El bicentenario del nacimiento de Hans Christian Andersen (1805-1875) fue conmemorado honda y comparativamente con el mundo de hoy.
Su percepción literaria de lo que emana del Estado amplió la visión de la política.
Descubrió lo que caduca y se rehace intermitentemente en él y que en el siglo XIX continuaba a pesar del antecedente de la Revolución Francesa.
Percibió solemnidades, liturgia y pompa que elevados estamentos lucían para asombro, entusiasmo, temor y embeleso de los súbditos.
La narrativa de Andersen consagró maravillosas páginas a principescos arbitrios que salvaron o liquidaron reinos: la disposición heroica, el martirio y hasta el cambio del feudo por un ataúd de joyas.
La tributación de honores no se marchita. El honor está en la consagración a cada instante: ceremonias, coronas, bandas, capas, vestidos, bastones, anillos, collares, medallas, magias, pasiones esotéricas, hechizos, misas y varas para medir habilidades y vasallajes cortesanos.
En respuesta, los monarcas prestaron el cuerpo, no su espíritu, mezquinaron la palabra o la pronunciaron vacía. Pocos la cuidaron. En un extremo, se convertía en sagrada. La imprenta hizo posible abundar en ella. Entonces comenzó a declinar el carácter sacro de la misma y brotó de la tierra exigir correspondencia con el pensamiento y su ejecución.
Así se alejó de lo divino y se acercó a lo estético. Decían en verso discursos y contradictorios saberes. La rima del rey sonaba a sinfonía. La ridiculez decoró el mando.
Se actualizaron marchas triunfales. El Jefe de Estado quedó, además, sujeto al ritual de las armas, informes castrenses, trompetas, cañonazos, compás de espuelas, himnos a cada paso, fiesta o media vuelta.
En fin, lo que recordase el Estado. Depositante de títulos y preeminencias. En su inercia, fabricante de apariencias, formalidades y simulaciones.
Cuando el Estado se precipitó de Luis XIV (necesario, trágico, trascendente) a los Luis XVI (innecesarios, intrascendentes, decapitables) advino con la nueva democracia la posibilidad de existencia del pensamiento al margen del Estado, como fue siempre en los amenazantes silencios o levantamientos colectivos.
La excepción solo se daría en crisis esenciales, esos esporádicos y violentos ascensos que aporta el movimiento social.
Rubén Darío en su descripción del cortejo que «ya viene…» detonó la vacuidad de ruidos, sirenas, seguridades, caravanas, motores estruendosos y guardianes dispuestos a entregar la vida por no se sabe quién.

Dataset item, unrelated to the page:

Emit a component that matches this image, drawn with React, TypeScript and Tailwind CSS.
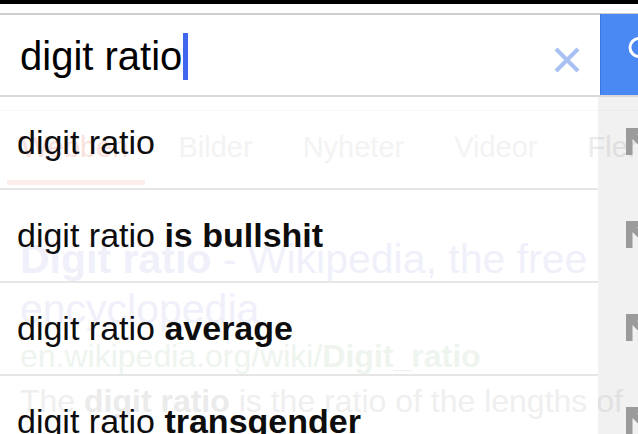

Hubo formas mas simples y perdurables para probar la fidelidad de los cortesanos. De esos símbolos, el mayor seguramente es “El (invisible) traje del Rey”.
Permanece y se vuelve visible en el Estado. Allí basta ver lo que no se ve. Alabar y exaltar lo que no existe.
El tiempo ha sumado fantasía, crueldad, absurdo y ridiculez del mando. Risas y lágrimas que en Andersen tienen la edad del Estado.